» Task objective
Print the listing from its top line through the line containing "RotateCw, Star, Search", nothing more, and leave out the pictures.
BEGIN Raw data
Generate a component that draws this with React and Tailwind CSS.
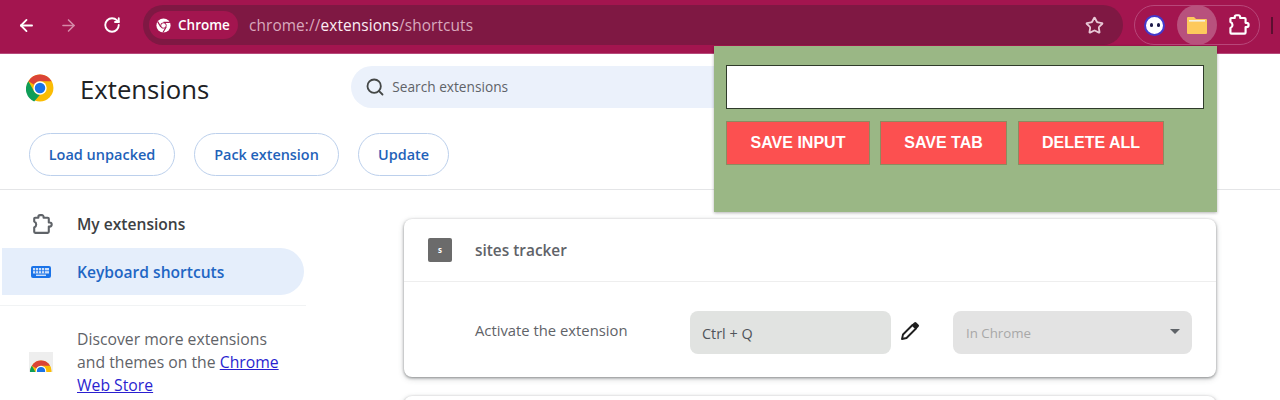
import React from "react";
import { ArrowLeft, ArrowRight, RotateCw, Star, Search } from "lucide-react";

const PuzzlePath = "M5.8 5.5 H9 V4.6 a1.6 1.6 0 0 1 1.6-1.6 h1.8 a1.6 1.6 0 0 1 1.6 1.6 V5.5 H18 a1 1 0 0 1 1 1 V10 h0.8 a2 2 0 0 1 0 4 H19 V19 a1 1 0 0 1-1 1 H6 a1 1 0 0 1-1-1 V14.8 a3 3 0 0 0 0-5.6 V6.3 a0.8 0.8 0 0 1 0.8-0.8 Z";

function Puzzle({ className, sw = 2 }) {
  return (
    <svg viewBox="0 0 24 24" className={className} fill="none" stroke="currentColor" strokeWidth={sw} strokeLinejoin="round">
      <path d={PuzzlePath} />
    </svg>
  );
}

function ChromeLogo({ className }) {
  return (
    <svg viewBox="0 0 48 48" className={className}>
      <circle cx="24" cy="24" r="23" fill="#fbbc04" />
      <path d="M24 1a23 23 0 0 1 19.9 11.5H24a11.5 11.5 0 0 0-10 5.8L4.1 12.5A23 23 0 0 1 24 1z" fill="#db4437" />
      <path d="M4.1 12.5 14 29.8a11.5 11.5 0 0 0 10 5.7L14 47A23 23 0 0 1 4.1 12.5z" fill="#0f9d58" />
      <circle cx="24" cy="24" r="11.5" fill="#fff" />
      <circle cx="24" cy="24" r="9" fill="#1a73e8" />
    </svg>
  );
}

function ChromeMono({ className }) {
  return (
    <svg viewBox="0 0 24 24" className={className} fill="none">
      <circle cx="12" cy="12" r="10" fill="#fff" />
      <circle cx="12" cy="12" r="4.4" fill="#a3154f" />
      <path d="M12 7.6h9M8.2 14.2 3.8 6.5M15.8 14.2 11.2 22" stroke="#a3154f" strokeWidth="1.6" />
      <circle cx="12" cy="12" r="3.2" fill="#fff" />
    </svg>
  );
}

function Toolbar() {
  return (
    <div className="h-[54px] shrink-0 bg-[#a3154f] border-b border-[#b5497a] flex items-center pb-[3px] relative">
      <div className="w-[143px] shrink-0 flex items-center text-white">
        <ArrowLeft className="w-[19px] h-[19px] ml-[17px]" strokeWidth={2.3} />
        <ArrowRight className="w-[19px] h-[19px] ml-[23px] text-[#d58aa8]" strokeWidth={2} />
        <RotateCw className="w-[18px] h-[18px] ml-[25px]" strokeWidth={2.5} />
      </div>
      <div className="w-[980px] shrink-0 h-[40px] rounded-full bg-[#7f1843] flex items-center pl-[6px]">
        <div className="h-[28px] w-[89px] rounded-full bg-[#a3154f] flex items-center pl-[6px] gap-[6px] text-white text-[13.5px] font-semibold">
          <ChromeMono className="w-[17px] h-[17px]" />
          <span>Chrome</span>
        </div>
        <div className="ml-[11px] pt-[1px] text-[15.4px] text-[#d9a9bd] tracking-[0.1px]">
          chrome://<span className="text-[#fbeef3]">extensions</span>/shortcuts
        </div>
        <Star className="w-[19px] h-[19px] ml-auto mr-[19px] text-[#e8c8d6]" strokeWidth={2.3} />
      </div>
      <div className="ml-[11px] w-[126px] h-[40px] rounded-full border border-[#b8477a] flex items-center relative">
        <div className="ml-[9px] w-[21px] h-[21px] rounded-full bg-white border-[2.5px] border-[#4338ca] flex items-center justify-center gap-[4px]">
          <span className="w-[3px] h-[4px] rounded-full bg-[#1e1b4b]"></span>
          <span className="w-[3px] h-[4px] rounded-full bg-[#1e1b4b]"></span>
        </div>
        <div className="ml-[12px] w-[40px] h-[40px] rounded-full bg-[#b8517d] flex items-center justify-center">
          <svg viewBox="0 0 20 18" className="w-[20px] h-[18px]">
            <path d="M0 2a1 1 0 0 1 1-1h6l2 2h10a1 1 0 0 1 1 1v13a1 1 0 0 1-1 1H1a1 1 0 0 1-1-1z" fill="#fdc95c" />
            <path d="M2 4h16v1.6H2z" fill="#f3f1e4" />
          </svg>
        </div>
        <Puzzle className="w-[26px] h-[26px] ml-[8px] text-white" />
      </div>
      <div className="ml-[11px] w-[2px] h-[17px] bg-[#5c0f30]"></div>
    </div>
  );
}

function Popup() {
  return (
    <div className="absolute left-[714px] top-[46px] w-[503px] h-[166px] bg-[#9ab785] shadow-[0_1px_3px_rgba(0,0,0,0.3)] pt-[19px] pl-[12px] pr-[13px] font-['Liberation_Sans',sans-serif]">
      <div className="h-[44px] w-full bg-white border border-[#2f3b2a]"></div>
      <div className="flex mt-[12px]">
        <div className="w-[144px] h-[44px] bg-[#fc5050] border border-[#8d8a60] flex items-center justify-center text-white font-bold text-[16px]">SAVE INPUT</div>
        <div className="w-[127px] h-[44px] ml-[10px] bg-[#fc5050] border border-[#8d8a60] flex items-center justify-center text-white font-bold text-[16px]">SAVE TAB</div>
        <div className="w-[146px] h-[44px] ml-[11px] bg-[#fc5050] border border-[#8d8a60] flex items-center justify-center text-white font-bold text-[16px]">DELETE ALL</div>
      </div>
    </div>
  );
}

function Sidebar() {
  return (
    <div className="w-[306px] shrink-0 pt-[10px] text-[15.6px]">
      <div className="h-[48px] flex items-center pl-[29px] font-semibold text-[#3c4043]">
        <Puzzle className="w-[25px] h-[25px] text-[#5f6368]" />
        <span className="ml-[23px] pt-[2px]">My extensions</span>
      </div>
      <div className="h-[47px] w-[302px] ml-[2px] rounded-r-full bg-[#e5eefb] flex items-center pl-[29px] font-semibold text-[#1f66c4]">
        <svg viewBox="0 0 20 12" className="w-[20px] h-[12px]">
          <rect x="0" y="0" width="20" height="12" rx="2" fill="#1a73e8" />
          <rect x="2" y="2" width="16" height="5.5" fill="#cfe0f8" />
          <path d="M4.5 2v5.5M7.5 2v5.5M10.5 2v5.5M13.5 2v5.5M2 4.7h16" stroke="#1a73e8" strokeWidth="0.8" />
          <rect x="5" y="8.6" width="10" height="1.4" fill="#cfe0f8" />
        </svg>
        <span className="ml-[26px] pt-[2px]">Keyboard shortcuts</span>
      </div>
      <div className="h-px bg-[#f1f3f4] mt-[10px]"></div>
      <div className="flex mt-[22px] pl-[29px]">
        <div className="relative w-[24px] h-[20px] mt-[24px] overflow-hidden bg-[#eeeeee]">
          <ChromeLogo className="absolute left-[1px] top-[8px] w-[22px] h-[22px]" />
        </div>
        <div className="ml-[24px] text-[15.75px] text-[#5f6368] leading-[23px]">
          Discover more extensions<br />and themes on the <span className="text-[#2a1fd0] underline">Chrome</span><br />
          <span className="text-[#2a1fd0] underline">Web Store</span>
        </div>
      </div>
    </div>
  );
}

function Card({ children }) {
  return (
    <div className="w-[812px] h-[158px] rounded-[8px] bg-white shadow-[0_1px_3px_rgba(60,64,67,0.55),0_2px_6px_rgba(60,64,67,0.2)] shrink-0">
      {children}
    </div>
  );
}

export default function App() {
  return (
    <div className="relative w-[1280px] h-[400px] overflow-hidden bg-white flex flex-col font-['Open_Sans','Noto_Sans',sans-serif]">
      <Toolbar />
      <div className="h-[136px] shrink-0 border-b border-[#e4e5e7]">
        <div className="flex items-start h-[79px]">
          <ChromeLogo className="w-[28px] h-[28px] ml-[26px] mt-[20px]" />
          <span className="ml-[26px] mt-[19px] text-[25.7px] font-medium text-[#202124] leading-[34px]">Extensions</span>
          <div className="ml-[142px] mt-[12px] w-[580px] h-[42px] rounded-full bg-[#ebf1fb] flex items-center pl-[14px] text-[#5f6368]">
            <Search className="w-[20px] h-[20px] text-[#444746]" strokeWidth={2.2} />
            <span className="ml-[7px] text-[13.7px] font-medium">Search extensions</span>
          </div>
        </div>
        <div className="flex gap-[19px] pl-[29px]">
          <div className="w-[146px] h-[43px] rounded-full border border-[#bcd0ec] flex items-center justify-center text-[14.5px] font-semibold text-[#1f62b9]">Load unpacked</div>
          <div className="w-[145px] h-[43px] rounded-full border border-[#bcd0ec] flex items-center justify-center text-[14.4px] font-semibold text-[#1f62b9]">Pack extension</div>
          <div className="w-[91px] h-[43px] rounded-full border border-[#bcd0ec] flex items-center justify-center text-[14.4px] font-semibold text-[#1f62b9]">Update</div>
        </div>
      </div>
      <div className="flex flex-1 min-h-0">
        <Sidebar />
        <div className="pl-[98px] pt-[29px] flex flex-col gap-[19px]">
          <Card>
            <div className="h-[63px] border-b border-[#eeeeee] flex items-center pl-[24px]">
              <div className="w-[24px] h-[24px] rounded-[2px] bg-[#6b6b6b] flex items-center justify-center text-white text-[8px] font-bold">s</div>
              <span className="ml-[23px] mt-[2px] text-[15.4px] font-semibold text-[#5f6368]">sites tracker</span>
            </div>
            <div className="flex items-center pt-[29px] pl-[71px]">
              <span className="w-[215px] text-[14.8px] text-[#5f6368] -mt-[5px]">Activate the extension</span>
              <div className="w-[201px] h-[43px] rounded-[8px] bg-[#e1e3e1] flex items-center pl-[12px] pt-[2px] text-[14.4px] text-[#50545a]">Ctrl + Q</div>
              <svg viewBox="0 0 20 20" className="w-[20px] h-[20px] ml-[9px] -mt-[3px]">
                <path d="M2 18 L3 13.5 L12.5 4 L16 7.5 L6.5 17 Z" fill="none" stroke="#1f1f1f" strokeWidth="1.9" strokeLinejoin="round" />
                <path d="M12 3.5 L14.2 1.4 a1.5 1.5 0 0 1 2.1 0 L18.6 3.7 a1.5 1.5 0 0 1 0 2.1 L16.5 8 Z" fill="#1f1f1f" />
              </svg>
              <div className="w-[239px] h-[43px] ml-[33px] rounded-[8px] bg-[#e3e3e3] flex items-center pl-[13px] pr-[12px] pt-[3px] text-[13.3px] text-[#a8a8a8]">
                In Chrome
                <span className="ml-auto -mt-[6px] w-0 h-0 border-x-[5px] border-x-transparent border-t-[5px] border-t-[#5f6368]"></span>
              </div>
            </div>
          </Card>
          <Card />
        </div>
      </div>
      <Popup />
    </div>
  );
}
END Raw data
» Task solution
Generate a component that draws this with React and Tailwind CSS.
import React from "react";
import { ArrowLeft, ArrowRight, RotateCw, Star, Search } from "lucide-react";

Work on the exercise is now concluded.